* Written task: Gather up the lines that contain "this".
-- START OF Material --
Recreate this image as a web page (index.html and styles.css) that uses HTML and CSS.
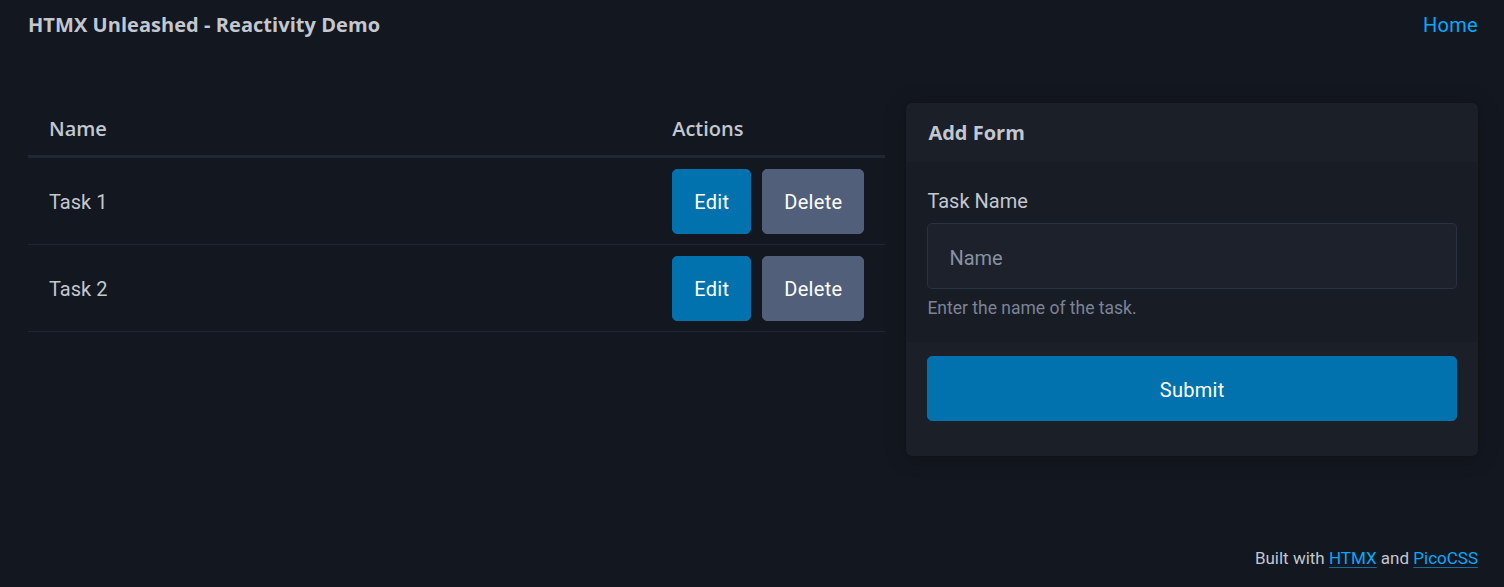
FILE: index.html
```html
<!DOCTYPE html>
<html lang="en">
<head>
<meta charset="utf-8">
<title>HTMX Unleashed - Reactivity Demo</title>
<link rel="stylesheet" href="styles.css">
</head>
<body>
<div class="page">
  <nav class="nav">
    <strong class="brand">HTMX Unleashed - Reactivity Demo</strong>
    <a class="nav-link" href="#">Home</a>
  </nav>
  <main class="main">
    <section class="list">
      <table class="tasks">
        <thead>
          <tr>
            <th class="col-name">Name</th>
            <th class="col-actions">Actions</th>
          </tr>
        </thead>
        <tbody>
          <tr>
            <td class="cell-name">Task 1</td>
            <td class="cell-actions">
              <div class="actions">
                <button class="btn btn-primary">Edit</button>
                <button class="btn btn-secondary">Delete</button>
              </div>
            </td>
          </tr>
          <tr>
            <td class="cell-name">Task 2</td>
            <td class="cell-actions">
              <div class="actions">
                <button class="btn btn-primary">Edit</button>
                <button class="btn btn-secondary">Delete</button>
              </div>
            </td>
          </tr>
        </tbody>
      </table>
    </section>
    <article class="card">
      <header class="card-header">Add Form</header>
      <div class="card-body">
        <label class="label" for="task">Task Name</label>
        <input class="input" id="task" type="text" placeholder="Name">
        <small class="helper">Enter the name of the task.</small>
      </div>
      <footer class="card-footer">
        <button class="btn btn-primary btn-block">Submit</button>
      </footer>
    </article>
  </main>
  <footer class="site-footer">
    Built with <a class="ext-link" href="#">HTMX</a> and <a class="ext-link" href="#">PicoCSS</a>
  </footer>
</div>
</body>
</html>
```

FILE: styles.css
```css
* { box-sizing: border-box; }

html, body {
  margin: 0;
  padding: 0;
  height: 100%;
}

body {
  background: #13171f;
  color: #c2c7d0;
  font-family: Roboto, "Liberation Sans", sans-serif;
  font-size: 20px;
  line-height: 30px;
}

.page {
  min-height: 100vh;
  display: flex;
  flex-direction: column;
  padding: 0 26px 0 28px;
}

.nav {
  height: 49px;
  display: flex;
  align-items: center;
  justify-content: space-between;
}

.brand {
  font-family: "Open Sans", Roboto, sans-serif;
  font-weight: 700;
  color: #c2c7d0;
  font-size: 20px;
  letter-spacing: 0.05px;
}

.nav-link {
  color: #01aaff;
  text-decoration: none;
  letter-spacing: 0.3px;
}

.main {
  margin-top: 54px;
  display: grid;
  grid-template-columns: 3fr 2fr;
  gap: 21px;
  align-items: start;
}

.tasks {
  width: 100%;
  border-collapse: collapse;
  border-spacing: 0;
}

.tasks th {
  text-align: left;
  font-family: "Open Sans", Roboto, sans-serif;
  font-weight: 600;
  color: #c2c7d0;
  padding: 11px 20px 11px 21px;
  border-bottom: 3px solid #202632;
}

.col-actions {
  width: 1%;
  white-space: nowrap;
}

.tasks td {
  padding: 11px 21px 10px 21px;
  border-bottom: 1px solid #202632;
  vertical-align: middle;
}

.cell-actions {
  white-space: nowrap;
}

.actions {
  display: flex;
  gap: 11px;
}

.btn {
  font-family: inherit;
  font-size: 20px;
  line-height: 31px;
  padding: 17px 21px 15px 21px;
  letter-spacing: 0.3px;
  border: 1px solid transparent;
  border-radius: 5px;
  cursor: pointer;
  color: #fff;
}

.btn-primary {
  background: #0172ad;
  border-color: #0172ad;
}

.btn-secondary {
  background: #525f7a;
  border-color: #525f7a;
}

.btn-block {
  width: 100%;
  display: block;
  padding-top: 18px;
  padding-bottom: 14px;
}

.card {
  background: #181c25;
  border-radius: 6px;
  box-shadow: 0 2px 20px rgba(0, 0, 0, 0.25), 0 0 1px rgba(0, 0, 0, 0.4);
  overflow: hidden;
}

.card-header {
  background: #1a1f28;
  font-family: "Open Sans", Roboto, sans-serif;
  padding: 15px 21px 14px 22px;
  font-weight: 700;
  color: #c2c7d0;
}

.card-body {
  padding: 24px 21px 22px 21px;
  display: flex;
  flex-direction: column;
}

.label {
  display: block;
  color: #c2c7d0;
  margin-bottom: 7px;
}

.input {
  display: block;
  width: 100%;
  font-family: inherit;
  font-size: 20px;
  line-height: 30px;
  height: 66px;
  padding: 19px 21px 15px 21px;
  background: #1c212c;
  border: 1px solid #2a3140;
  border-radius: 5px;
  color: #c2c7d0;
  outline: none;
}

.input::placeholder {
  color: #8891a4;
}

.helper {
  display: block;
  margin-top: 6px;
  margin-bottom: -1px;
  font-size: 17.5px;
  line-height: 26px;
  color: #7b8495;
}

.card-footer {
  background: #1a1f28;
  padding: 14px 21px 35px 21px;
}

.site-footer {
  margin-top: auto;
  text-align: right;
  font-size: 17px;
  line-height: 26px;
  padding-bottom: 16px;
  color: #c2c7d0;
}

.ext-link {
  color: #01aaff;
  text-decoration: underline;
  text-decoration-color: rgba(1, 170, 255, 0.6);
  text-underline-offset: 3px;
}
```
-- END OF Material --
-- START OF Material --
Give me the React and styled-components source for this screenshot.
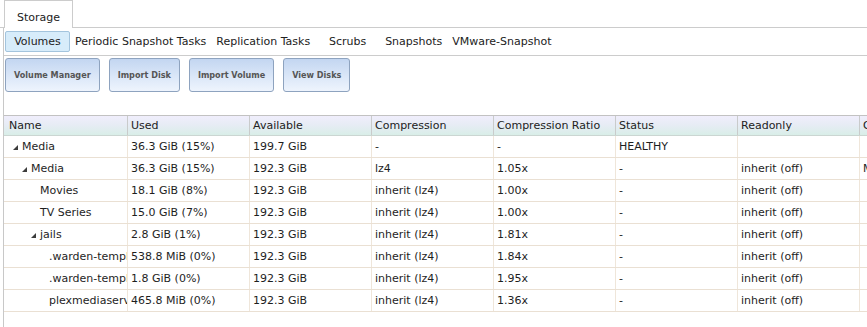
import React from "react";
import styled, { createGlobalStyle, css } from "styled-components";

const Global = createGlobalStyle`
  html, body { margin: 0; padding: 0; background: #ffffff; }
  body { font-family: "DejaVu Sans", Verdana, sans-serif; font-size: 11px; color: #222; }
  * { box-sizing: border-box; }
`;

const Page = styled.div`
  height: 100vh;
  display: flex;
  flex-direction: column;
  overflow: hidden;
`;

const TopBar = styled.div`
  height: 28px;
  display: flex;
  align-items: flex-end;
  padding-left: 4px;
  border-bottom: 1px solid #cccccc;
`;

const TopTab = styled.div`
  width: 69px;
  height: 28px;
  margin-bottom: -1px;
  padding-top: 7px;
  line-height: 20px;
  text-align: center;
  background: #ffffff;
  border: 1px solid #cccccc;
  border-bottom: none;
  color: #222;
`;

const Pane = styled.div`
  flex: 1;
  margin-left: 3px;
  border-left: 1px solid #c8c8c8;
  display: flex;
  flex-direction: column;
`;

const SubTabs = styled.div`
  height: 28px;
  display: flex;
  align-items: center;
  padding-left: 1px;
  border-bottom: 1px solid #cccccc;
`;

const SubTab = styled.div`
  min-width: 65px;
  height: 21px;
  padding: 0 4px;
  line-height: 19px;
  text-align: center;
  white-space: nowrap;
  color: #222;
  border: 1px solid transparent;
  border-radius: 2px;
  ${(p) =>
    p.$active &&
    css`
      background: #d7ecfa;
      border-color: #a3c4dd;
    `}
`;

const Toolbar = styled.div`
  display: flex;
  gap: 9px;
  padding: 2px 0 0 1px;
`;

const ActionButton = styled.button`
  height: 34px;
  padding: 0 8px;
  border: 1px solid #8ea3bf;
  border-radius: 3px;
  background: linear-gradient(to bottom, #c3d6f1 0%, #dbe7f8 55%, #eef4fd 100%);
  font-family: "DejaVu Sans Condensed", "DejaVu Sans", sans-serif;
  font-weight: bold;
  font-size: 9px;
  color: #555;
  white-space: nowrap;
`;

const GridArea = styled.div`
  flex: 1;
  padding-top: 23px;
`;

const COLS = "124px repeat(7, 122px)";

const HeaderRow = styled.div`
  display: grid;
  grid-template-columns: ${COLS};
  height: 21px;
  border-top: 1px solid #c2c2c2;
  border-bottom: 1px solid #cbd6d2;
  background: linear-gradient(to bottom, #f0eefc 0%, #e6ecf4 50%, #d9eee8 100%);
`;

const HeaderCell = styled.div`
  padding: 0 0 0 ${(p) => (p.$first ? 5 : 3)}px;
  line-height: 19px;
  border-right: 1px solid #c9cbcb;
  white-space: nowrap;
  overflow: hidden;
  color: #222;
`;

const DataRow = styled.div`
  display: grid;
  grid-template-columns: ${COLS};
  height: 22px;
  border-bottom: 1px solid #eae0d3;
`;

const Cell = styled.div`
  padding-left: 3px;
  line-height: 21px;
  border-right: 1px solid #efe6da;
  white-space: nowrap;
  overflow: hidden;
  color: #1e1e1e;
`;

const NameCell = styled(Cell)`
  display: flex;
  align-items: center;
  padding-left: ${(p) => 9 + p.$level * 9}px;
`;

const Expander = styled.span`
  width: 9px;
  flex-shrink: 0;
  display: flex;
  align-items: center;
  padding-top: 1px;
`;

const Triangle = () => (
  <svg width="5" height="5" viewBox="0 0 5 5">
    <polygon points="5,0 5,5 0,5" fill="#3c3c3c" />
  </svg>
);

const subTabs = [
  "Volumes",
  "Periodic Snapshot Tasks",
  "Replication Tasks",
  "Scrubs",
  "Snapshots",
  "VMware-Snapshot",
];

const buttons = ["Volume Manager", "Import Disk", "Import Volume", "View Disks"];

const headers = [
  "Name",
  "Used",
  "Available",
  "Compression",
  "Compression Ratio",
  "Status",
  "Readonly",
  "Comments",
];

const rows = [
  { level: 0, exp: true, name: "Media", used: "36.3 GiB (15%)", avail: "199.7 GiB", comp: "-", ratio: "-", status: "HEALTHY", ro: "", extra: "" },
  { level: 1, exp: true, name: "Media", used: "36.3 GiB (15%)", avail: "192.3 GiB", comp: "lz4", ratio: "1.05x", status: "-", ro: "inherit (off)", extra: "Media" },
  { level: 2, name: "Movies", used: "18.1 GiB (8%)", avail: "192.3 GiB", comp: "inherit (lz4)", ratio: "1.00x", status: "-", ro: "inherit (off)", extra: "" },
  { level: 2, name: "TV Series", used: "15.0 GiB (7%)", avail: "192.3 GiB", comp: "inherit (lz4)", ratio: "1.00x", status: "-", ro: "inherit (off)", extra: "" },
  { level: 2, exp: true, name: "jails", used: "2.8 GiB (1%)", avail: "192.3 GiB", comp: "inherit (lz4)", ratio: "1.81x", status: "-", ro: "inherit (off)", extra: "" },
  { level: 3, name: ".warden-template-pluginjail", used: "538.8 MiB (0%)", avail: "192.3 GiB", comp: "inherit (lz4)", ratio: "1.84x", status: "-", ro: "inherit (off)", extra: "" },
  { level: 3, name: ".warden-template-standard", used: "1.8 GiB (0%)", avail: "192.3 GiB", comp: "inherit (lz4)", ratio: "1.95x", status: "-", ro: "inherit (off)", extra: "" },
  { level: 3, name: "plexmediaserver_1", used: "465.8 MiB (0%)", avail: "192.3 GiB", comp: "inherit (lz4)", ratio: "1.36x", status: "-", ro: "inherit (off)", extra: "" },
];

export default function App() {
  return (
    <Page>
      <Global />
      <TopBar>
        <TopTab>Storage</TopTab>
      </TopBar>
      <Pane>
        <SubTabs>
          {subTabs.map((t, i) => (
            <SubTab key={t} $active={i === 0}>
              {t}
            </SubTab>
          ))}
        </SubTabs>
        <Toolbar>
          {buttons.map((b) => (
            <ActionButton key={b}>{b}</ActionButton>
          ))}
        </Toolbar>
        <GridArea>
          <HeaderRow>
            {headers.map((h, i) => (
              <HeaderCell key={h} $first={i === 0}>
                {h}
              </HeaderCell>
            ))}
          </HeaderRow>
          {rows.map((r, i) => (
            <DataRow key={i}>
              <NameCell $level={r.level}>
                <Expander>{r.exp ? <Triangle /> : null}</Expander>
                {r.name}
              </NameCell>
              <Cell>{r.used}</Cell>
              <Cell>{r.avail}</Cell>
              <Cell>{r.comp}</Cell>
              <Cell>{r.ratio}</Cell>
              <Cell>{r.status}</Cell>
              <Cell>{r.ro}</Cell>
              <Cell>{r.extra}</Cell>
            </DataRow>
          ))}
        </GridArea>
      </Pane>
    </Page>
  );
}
-- END OF Material --
-- START OF Material --
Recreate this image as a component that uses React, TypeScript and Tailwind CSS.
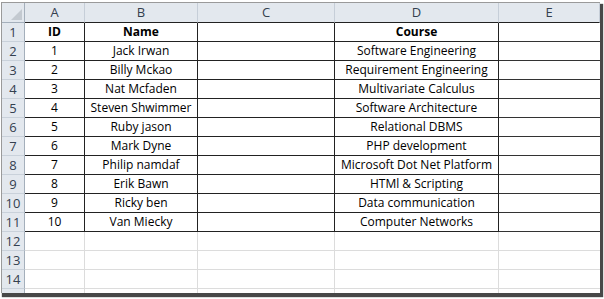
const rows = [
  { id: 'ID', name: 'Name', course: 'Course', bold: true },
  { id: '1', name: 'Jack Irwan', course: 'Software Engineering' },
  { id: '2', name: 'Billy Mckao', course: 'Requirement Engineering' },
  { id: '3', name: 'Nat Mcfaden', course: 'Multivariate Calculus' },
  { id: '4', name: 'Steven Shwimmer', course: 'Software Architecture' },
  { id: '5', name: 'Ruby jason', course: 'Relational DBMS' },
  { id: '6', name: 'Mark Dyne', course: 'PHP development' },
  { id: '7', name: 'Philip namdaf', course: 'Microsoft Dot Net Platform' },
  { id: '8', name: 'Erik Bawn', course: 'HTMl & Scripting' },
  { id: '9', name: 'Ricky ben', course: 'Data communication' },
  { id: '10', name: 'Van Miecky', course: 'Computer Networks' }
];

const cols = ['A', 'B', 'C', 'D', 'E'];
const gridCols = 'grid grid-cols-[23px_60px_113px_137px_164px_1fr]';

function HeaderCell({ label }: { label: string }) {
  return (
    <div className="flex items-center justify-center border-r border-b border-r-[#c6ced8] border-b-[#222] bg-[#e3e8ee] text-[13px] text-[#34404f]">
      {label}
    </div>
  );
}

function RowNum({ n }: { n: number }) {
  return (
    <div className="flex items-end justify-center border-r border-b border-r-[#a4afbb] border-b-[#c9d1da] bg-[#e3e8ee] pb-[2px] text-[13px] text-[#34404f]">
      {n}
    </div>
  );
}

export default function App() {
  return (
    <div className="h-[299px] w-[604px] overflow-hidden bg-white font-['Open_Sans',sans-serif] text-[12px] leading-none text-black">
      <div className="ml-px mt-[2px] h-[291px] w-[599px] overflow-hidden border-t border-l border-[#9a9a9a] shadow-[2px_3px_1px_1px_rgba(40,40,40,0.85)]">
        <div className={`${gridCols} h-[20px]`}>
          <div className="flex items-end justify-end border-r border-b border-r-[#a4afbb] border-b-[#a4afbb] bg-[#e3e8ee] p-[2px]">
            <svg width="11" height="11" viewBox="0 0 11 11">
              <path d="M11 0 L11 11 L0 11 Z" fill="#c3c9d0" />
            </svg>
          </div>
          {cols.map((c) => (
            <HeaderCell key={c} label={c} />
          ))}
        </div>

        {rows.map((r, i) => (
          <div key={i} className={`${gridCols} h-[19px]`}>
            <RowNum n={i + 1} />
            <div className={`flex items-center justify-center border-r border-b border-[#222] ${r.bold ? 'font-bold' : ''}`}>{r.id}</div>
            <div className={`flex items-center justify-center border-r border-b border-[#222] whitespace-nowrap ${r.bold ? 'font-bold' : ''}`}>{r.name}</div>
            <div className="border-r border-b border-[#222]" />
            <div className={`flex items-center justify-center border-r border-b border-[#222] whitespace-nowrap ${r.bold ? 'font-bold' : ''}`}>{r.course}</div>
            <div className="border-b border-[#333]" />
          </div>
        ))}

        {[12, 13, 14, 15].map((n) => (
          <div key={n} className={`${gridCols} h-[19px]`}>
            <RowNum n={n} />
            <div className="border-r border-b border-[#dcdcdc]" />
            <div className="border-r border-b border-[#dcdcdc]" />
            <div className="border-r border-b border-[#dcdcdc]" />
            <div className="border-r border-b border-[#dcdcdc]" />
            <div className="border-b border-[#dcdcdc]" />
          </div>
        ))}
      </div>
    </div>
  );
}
-- END OF Material --
* Solution:
Recreate this image as a web page (index.html and styles.css) that uses HTML and CSS.
Give me the React and styled-components source for this screenshot.
Recreate this image as a component that uses React, TypeScript and Tailwind CSS.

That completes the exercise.